Saturday Morning Sales

Kevin Latchford


Co-Selling Works - November 19, 2016

There is an old quote from Abraham Lincoln that I often translate to sales, “He who represents himself has a fool for a client”. In other words, in legal practice, you can’t always go it alone. You may need assistance or guidance from time-to-time, especially if your own “life” depends on it. And so goes the same in sales. I translate the Lincoln quote at times to mean “He who tries to close the deal by himself has no one to blame if he loses the deal by himself”.


The world is full of lawyers, some good, some average, and some just plain bad. The world is also full of sales people, some good (the ‘A’ level sales person), some average, and some just plain bad. What makes a lawyer good or a sales person ‘A’ level? It is a simple answer to write down, but not necessarily simple to act upon: the willingness to ask for help.


This is often a hard lesson in one’s career to learn, yet those of us who’ve been at the sales game for a while, have learned the lesson the hard way. We’ve all been there. We’ve all tried to be the cowboy who rides in on his white steed and saves the day by closing the deal all by ourselves. It is an awesome feeling when it happens. But, what a terrible sense of failure when it doesn’t. And, to make matters worse, many of those times when it doesn’t come your way, there may have been an alternative by asking for help.


I was asked recently by a friend to speak with his now adult daughter. She has been out of college for about a year and a half, in a sales role, and is struggling internally with how to approach management. She is fearful that she will be turned away or that by asking for guidance or help would be a sign of weakness in the eyes of her superiors.


Taking a small step back in the story, I’d be remiss if I didn’t share that Colleen has been rather successful in her short time as a sales person. She has learned quickly how to cold call, write proposals, and is embracing consultative selling more and more each week that goes by. She has had a small taste of success, but now has had her first real taste of failure. Colleen lost a fairly large deal she believed was well within her grasp. And, she is struggling with the reason why.


Colleen, for all intent and purpose, did everything right. She counseled the client off and on through the pre-sales and sales process. She brought in experts for review calls with her prospect. She went so far as to tell me, “Mr. Latchford, I dotted every ‘I’ and crossed every ‘T’, I just don’t know why they didn’t go with me”. I pushed her a bit in reviewing the steps and then it dawned on me. She didn’t ask anyone in her organization for help, as in anyone from her management team.


It was obvious from the beginning of the sales process that Colleen, although accomplished already, was young in her career. I’m not talking about her age, but rather her experience in her role. She did almost everything right, but she never asked anyone from the management team to be involved in her sales process, not even from an introduction standpoint. In her mind, she should have been able to close the deal on her own, and was fearful that her VP of Sales or the President of the company would find it disappointing that she’d need their help, or that she couldn’t handle it on her own. She couldn’t have been more wrong – and it cost her the deal. The prospect wrote a pleasant thank you, but explained the competitor made it a point to introduce senior leadership as a part of the sales process.
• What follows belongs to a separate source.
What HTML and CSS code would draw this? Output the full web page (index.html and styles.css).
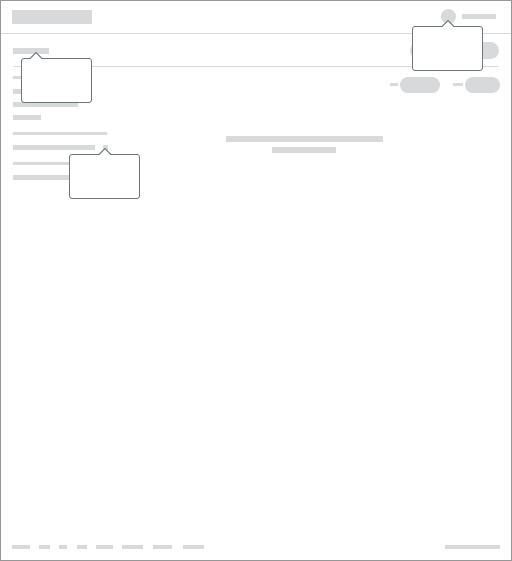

Asking for help is NEVER a sign of weakness. Rather, asking for help is a sign of maturity. Your senior leadership team does not need to be inundated with mundane requests for help ten times per day, but will never say no when it really counts. Colleen learned a hard lesson by not asking for help, but I'll bet she doesn't let that happen again. Don’t be afraid to approach your superiors, that’s what they’re there for.